Schließlich haben wir in dieser Parabel auch das Konzept des Samariters. Der meint, dass sein Leben Hand in Hand gehe mit dem des anderen, und er tut alles dafür, das Glück zu teilen.

Der Samariter hat sich zum Nächsten gemacht für den notleidenden Juden. Er war des Juden Nächster.

„Sein Nächster ist der, der ihm gegenüber barmherzig war“, bestätigte der Schriftgelehrte gegenüber Jesus. Es liegt an uns, die Not der anderen zu bemerken. Das wahre Leben zeigt sich in der Art und Weise, wie wir unser Herz einbringen, in der positiven Aufmerksamkeit, die wir dem uns umgebenden Leben entgegenbringen. Ohne diese Liebe, die zueinander führt, ist das Leben bedroht.

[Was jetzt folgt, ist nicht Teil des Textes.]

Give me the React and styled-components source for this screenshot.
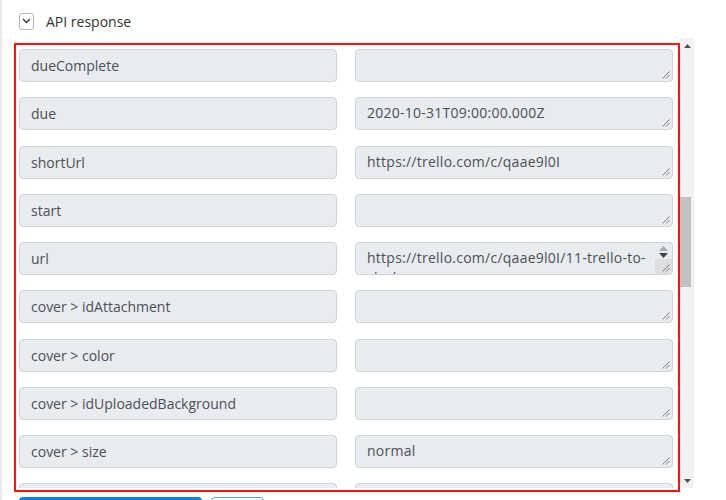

Wenn wir egoistischen Zielen nacheifern, dann schränken wir uns ein, sogar so weit, dass wir angesichts der Not anderer nicht tätig werden.

An uns wird ein zweifacher Auftrag gerichtet: Jede uns nahe Person, jeder Mensch, dem wir begegnen und um den wir uns kümmern, jeder, dem wir entgegengehen, ist unser Nächster.

Der Nächste ist aber auch der, der kommt, der sich uns nähert, um positiv auf unser Leben einzuwirken.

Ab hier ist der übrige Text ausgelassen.